*** Dataset extract
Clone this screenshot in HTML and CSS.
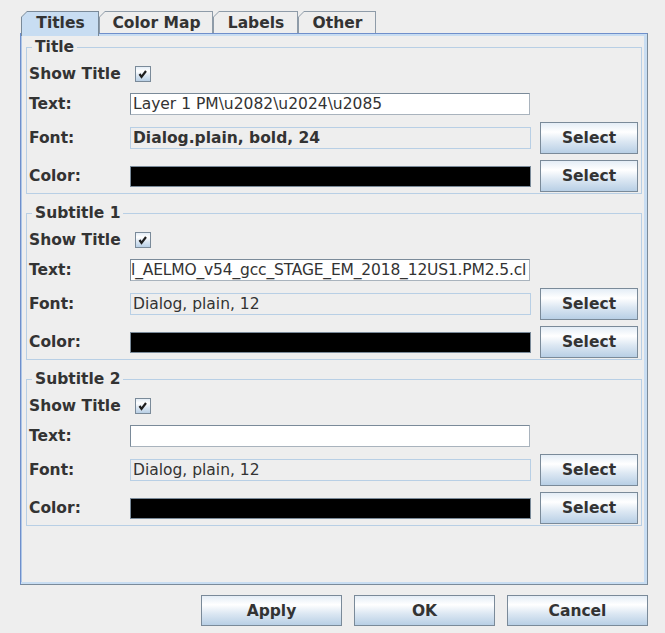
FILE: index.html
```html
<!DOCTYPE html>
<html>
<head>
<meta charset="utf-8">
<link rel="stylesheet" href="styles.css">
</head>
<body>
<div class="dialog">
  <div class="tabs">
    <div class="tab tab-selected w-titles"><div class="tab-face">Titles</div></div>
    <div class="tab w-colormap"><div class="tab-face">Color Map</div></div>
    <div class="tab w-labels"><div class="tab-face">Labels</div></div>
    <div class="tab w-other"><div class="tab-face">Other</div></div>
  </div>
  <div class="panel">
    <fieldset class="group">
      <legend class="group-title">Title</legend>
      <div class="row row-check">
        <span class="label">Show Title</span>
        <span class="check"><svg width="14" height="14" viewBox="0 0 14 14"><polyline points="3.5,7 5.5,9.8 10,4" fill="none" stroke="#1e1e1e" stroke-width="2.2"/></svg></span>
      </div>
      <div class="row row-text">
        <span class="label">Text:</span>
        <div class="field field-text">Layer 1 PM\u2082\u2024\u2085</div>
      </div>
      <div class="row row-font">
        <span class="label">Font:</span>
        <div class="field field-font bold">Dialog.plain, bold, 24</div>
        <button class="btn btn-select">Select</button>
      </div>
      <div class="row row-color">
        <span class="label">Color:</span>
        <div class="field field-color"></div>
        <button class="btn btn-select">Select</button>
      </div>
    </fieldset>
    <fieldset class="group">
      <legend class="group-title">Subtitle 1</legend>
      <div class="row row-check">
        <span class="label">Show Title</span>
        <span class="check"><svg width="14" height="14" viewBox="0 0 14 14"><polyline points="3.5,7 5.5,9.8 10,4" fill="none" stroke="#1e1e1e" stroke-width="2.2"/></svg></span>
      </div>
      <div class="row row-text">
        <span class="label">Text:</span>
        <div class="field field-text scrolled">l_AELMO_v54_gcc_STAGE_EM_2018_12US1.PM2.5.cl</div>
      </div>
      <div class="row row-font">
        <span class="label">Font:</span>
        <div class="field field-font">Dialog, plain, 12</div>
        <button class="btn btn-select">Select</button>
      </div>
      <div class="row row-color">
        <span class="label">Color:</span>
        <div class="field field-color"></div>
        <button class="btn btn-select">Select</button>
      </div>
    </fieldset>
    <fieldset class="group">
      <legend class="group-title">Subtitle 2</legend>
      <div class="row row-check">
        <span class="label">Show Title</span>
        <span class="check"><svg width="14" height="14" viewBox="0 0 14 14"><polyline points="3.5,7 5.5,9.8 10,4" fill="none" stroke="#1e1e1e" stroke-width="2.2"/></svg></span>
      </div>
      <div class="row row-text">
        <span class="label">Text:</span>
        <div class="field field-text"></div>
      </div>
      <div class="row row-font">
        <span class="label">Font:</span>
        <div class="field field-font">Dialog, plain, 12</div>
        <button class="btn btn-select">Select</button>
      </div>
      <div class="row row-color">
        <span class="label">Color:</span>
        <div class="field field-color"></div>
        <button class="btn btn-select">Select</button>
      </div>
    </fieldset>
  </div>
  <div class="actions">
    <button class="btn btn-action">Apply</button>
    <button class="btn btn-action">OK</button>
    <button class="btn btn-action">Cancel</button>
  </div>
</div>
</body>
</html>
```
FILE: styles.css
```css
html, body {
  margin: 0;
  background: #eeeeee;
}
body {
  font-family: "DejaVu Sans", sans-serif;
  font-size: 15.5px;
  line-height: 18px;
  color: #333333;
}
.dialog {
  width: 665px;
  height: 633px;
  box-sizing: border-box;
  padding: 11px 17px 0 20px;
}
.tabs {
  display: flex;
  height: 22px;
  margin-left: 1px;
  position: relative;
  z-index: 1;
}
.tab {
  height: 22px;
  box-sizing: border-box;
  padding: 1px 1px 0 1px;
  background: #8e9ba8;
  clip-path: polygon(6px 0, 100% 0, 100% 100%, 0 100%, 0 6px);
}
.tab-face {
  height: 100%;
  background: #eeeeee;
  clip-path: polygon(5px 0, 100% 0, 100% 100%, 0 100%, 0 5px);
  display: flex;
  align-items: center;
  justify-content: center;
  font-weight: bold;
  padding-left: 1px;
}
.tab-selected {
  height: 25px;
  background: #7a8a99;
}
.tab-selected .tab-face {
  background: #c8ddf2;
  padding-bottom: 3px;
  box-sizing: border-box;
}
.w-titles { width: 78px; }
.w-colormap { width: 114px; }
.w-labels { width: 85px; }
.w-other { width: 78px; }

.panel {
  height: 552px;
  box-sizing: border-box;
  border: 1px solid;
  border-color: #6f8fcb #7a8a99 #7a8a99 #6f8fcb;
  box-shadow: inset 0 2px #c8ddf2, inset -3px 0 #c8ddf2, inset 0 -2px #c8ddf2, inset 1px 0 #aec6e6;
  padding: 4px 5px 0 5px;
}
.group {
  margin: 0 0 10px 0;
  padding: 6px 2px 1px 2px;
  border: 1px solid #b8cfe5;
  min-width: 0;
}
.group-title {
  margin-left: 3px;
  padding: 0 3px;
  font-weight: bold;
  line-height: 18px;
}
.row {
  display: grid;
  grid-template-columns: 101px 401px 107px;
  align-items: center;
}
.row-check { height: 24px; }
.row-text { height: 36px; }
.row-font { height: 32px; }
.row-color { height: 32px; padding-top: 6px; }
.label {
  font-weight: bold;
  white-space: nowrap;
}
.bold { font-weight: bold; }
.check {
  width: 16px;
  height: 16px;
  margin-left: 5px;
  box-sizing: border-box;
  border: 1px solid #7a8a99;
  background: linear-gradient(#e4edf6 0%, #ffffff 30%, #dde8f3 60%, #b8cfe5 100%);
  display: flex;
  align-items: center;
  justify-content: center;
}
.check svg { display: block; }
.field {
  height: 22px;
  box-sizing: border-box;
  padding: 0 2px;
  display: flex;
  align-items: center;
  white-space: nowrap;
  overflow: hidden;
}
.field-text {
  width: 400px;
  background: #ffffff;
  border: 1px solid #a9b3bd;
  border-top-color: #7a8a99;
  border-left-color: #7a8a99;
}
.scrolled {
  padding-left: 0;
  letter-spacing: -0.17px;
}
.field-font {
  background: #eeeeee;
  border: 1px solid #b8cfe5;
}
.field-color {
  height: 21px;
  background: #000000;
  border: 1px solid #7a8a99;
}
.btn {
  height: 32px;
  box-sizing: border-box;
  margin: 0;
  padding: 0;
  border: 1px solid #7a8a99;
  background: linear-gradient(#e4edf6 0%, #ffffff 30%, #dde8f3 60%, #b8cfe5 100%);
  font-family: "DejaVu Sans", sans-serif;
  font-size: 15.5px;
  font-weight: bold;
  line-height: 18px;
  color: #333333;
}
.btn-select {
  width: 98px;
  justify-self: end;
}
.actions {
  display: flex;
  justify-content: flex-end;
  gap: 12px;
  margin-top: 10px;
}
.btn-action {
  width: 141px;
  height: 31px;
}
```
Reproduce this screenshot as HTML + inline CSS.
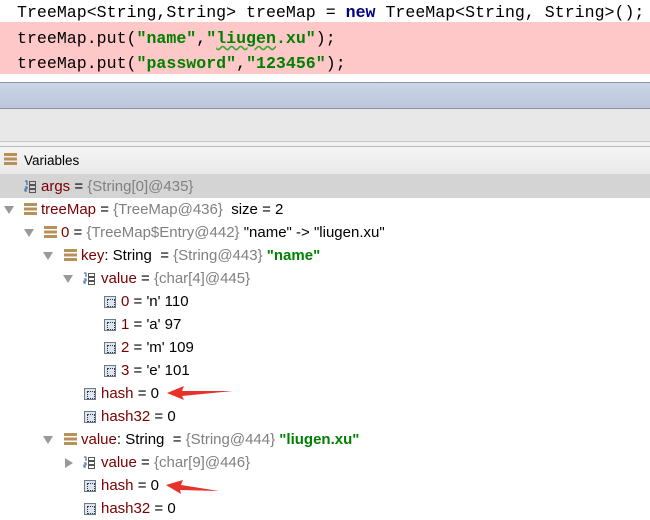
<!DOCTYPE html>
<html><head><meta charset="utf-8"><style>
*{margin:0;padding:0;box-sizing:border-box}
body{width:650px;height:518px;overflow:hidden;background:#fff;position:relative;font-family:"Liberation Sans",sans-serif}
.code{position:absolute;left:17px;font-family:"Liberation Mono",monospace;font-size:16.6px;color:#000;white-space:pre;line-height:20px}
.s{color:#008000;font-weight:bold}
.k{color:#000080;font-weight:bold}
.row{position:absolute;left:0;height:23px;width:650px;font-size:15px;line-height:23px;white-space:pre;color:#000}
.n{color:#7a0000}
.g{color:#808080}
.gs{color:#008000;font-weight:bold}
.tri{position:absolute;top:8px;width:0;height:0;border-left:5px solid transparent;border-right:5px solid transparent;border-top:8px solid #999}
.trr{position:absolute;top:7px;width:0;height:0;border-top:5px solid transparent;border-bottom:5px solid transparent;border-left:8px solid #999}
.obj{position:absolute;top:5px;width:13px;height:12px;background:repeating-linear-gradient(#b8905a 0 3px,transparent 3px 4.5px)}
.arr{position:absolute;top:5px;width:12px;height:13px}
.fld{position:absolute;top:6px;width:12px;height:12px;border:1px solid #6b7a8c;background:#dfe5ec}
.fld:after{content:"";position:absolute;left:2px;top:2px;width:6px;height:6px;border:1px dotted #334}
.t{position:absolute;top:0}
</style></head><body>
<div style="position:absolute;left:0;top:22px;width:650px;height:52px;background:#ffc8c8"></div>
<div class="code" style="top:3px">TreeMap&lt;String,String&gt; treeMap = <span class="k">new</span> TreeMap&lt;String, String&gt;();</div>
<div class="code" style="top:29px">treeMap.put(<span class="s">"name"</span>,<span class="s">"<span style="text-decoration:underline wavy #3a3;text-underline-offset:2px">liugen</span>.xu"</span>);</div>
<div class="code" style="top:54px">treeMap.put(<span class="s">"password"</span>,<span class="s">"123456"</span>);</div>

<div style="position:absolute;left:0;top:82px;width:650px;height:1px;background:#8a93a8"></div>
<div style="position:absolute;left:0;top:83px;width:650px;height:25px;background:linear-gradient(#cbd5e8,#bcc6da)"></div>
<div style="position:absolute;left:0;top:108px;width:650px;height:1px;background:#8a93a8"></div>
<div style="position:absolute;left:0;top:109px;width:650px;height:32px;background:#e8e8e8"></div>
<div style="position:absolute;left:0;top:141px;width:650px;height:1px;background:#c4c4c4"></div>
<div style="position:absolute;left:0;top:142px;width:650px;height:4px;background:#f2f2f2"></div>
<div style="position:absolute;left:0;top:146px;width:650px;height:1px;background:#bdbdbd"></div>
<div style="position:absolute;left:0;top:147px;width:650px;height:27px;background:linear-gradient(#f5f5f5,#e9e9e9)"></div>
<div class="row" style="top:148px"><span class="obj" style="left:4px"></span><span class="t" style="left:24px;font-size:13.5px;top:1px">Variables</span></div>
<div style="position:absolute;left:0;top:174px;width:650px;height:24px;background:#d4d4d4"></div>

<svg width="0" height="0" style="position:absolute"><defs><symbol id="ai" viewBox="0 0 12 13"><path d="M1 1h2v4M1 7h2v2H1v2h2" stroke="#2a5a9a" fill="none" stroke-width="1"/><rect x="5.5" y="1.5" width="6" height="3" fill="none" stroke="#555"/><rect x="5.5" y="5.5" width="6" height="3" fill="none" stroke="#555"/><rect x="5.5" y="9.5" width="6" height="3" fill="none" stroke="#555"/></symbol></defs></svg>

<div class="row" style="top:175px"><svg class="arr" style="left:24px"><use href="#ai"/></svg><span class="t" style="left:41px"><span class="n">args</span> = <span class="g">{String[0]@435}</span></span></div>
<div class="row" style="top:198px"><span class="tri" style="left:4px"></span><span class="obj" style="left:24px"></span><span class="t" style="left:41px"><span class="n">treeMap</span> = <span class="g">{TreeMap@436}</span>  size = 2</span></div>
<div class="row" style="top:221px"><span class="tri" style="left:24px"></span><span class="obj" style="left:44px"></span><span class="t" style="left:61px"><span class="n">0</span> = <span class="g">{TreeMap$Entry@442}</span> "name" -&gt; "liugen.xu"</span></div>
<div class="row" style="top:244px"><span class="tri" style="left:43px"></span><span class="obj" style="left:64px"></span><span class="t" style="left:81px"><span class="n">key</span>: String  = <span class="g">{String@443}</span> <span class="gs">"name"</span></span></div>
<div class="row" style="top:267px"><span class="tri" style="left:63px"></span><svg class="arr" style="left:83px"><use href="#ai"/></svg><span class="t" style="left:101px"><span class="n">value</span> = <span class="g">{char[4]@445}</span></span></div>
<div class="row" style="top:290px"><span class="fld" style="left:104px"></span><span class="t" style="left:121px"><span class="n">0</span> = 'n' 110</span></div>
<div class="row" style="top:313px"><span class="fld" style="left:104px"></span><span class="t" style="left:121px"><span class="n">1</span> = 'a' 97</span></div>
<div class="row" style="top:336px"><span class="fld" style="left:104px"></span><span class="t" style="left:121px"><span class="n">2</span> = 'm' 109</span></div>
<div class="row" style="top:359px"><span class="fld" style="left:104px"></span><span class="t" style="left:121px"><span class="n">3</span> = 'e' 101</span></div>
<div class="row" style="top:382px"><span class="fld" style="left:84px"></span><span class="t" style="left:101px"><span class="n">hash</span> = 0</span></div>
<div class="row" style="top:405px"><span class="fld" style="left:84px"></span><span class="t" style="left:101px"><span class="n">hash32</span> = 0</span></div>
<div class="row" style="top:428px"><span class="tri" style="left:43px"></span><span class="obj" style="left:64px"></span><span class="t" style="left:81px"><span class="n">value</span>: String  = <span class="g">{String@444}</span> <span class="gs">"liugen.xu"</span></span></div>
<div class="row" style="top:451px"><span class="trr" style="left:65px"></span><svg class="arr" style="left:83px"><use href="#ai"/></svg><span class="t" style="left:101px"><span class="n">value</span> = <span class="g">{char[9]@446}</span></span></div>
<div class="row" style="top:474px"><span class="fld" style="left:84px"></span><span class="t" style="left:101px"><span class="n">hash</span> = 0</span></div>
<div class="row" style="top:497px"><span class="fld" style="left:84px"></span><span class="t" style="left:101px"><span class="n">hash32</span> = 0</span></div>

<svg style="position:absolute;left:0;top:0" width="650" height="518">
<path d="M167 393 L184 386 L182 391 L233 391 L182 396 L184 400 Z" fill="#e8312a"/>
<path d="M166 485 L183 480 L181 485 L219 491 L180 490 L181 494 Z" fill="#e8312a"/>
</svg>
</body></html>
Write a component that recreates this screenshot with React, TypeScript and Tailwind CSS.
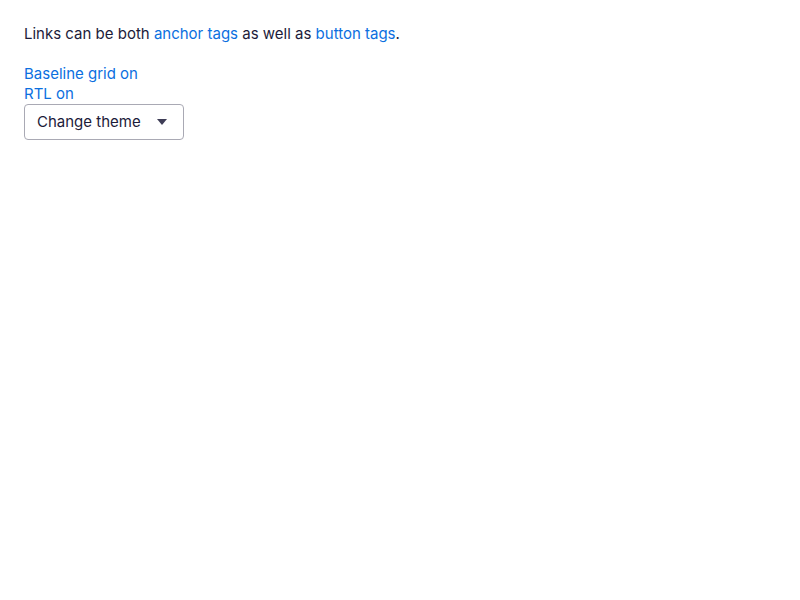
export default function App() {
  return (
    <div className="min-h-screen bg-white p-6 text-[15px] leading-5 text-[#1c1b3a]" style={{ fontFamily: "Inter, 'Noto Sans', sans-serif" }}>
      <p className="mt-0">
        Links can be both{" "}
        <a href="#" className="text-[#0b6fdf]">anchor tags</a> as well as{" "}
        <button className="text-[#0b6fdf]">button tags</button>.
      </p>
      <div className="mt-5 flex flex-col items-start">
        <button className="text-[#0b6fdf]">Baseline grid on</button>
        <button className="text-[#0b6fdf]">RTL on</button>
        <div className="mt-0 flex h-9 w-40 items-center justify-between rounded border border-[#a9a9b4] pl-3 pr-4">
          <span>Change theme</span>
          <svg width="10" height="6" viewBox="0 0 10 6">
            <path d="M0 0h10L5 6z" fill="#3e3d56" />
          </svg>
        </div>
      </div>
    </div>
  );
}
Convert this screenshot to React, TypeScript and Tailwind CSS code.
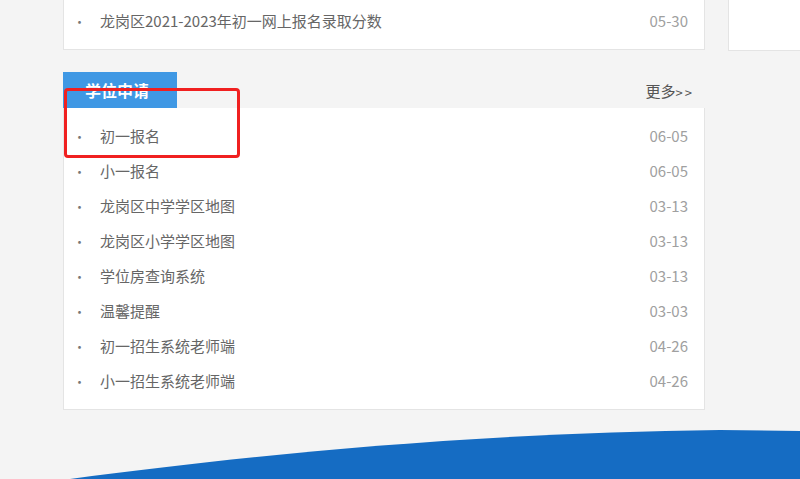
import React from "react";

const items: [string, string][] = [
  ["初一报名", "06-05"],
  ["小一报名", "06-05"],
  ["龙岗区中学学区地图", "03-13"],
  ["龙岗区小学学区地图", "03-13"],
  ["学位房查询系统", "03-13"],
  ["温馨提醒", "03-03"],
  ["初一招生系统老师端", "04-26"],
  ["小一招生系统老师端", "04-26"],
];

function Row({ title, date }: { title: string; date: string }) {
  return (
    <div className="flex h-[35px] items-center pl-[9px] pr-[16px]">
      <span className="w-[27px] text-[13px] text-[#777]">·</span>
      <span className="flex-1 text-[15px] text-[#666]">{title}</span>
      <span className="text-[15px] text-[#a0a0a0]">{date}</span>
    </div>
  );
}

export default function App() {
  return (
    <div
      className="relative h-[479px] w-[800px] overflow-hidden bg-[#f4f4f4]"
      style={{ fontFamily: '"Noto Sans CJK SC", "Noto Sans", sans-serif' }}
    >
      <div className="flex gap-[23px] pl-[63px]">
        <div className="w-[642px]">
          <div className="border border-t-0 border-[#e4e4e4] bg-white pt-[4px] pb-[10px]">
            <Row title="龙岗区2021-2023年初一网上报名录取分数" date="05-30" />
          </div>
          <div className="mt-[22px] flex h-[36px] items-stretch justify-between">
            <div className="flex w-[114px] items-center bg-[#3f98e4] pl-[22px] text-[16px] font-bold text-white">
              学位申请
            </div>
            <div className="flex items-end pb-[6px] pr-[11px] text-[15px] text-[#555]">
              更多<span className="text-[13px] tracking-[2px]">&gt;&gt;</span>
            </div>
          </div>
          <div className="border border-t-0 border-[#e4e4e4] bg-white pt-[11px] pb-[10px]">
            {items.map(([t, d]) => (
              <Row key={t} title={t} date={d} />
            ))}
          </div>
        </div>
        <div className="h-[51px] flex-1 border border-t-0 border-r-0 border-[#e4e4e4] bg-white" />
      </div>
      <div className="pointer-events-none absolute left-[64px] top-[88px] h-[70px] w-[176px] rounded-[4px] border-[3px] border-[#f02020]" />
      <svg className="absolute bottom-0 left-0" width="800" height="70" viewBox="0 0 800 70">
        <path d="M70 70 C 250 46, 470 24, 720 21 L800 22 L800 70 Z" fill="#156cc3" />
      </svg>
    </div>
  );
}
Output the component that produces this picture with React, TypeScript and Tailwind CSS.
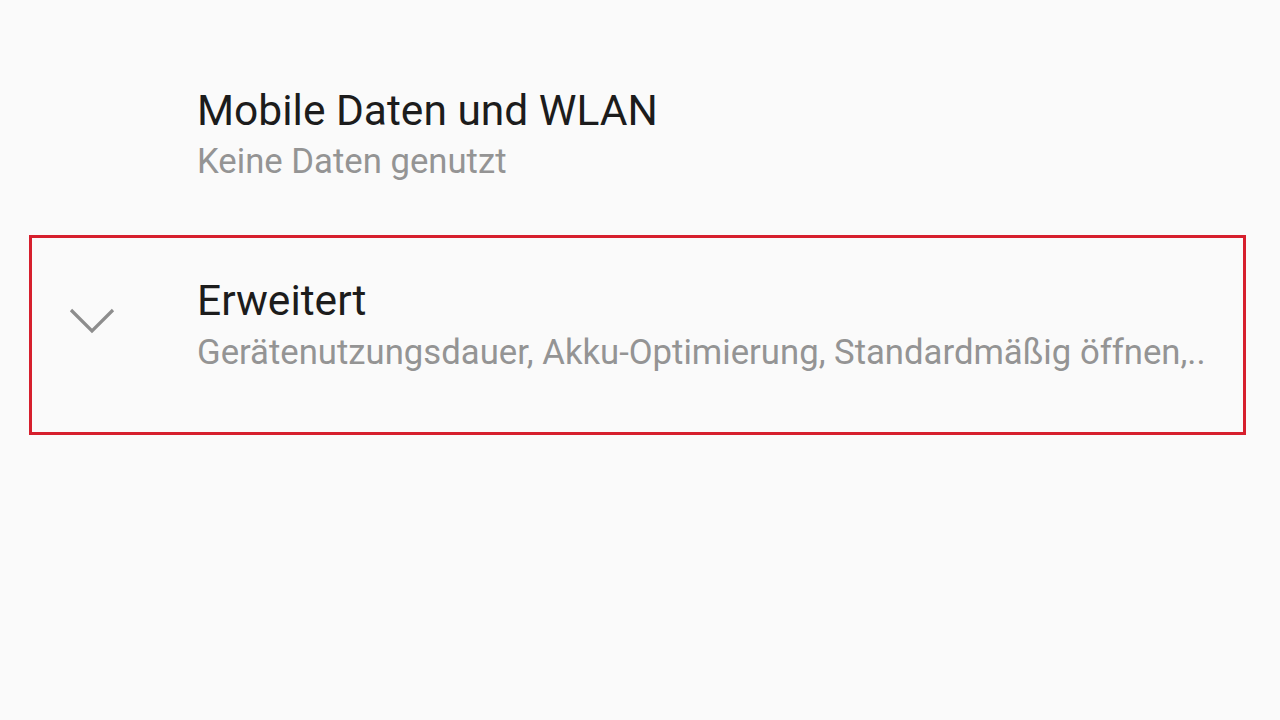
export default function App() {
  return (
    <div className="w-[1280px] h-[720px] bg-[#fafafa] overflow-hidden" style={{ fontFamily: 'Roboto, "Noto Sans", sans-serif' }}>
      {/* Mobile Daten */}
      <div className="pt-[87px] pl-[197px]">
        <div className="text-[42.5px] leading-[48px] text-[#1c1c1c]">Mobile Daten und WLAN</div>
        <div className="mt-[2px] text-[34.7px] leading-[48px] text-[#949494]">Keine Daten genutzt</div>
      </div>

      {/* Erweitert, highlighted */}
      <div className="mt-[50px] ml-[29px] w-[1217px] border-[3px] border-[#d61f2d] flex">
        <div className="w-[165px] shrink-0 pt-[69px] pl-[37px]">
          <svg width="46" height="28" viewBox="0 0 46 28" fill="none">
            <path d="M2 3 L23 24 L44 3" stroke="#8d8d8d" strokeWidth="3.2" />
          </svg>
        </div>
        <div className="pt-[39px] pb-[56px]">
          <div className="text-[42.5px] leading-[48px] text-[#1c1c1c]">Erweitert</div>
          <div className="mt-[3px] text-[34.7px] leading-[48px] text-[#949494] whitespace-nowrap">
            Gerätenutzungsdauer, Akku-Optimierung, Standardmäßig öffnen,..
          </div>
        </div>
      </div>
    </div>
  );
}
******
Direction:
Leave the pictures out, and transcribe exactly the lines above starting at the one that contains "Convert this screenshot" and ending at the one that contains "import React from".

Solution to the exercise:
Convert this screenshot to React, TypeScript and Tailwind CSS code.
import React from "react";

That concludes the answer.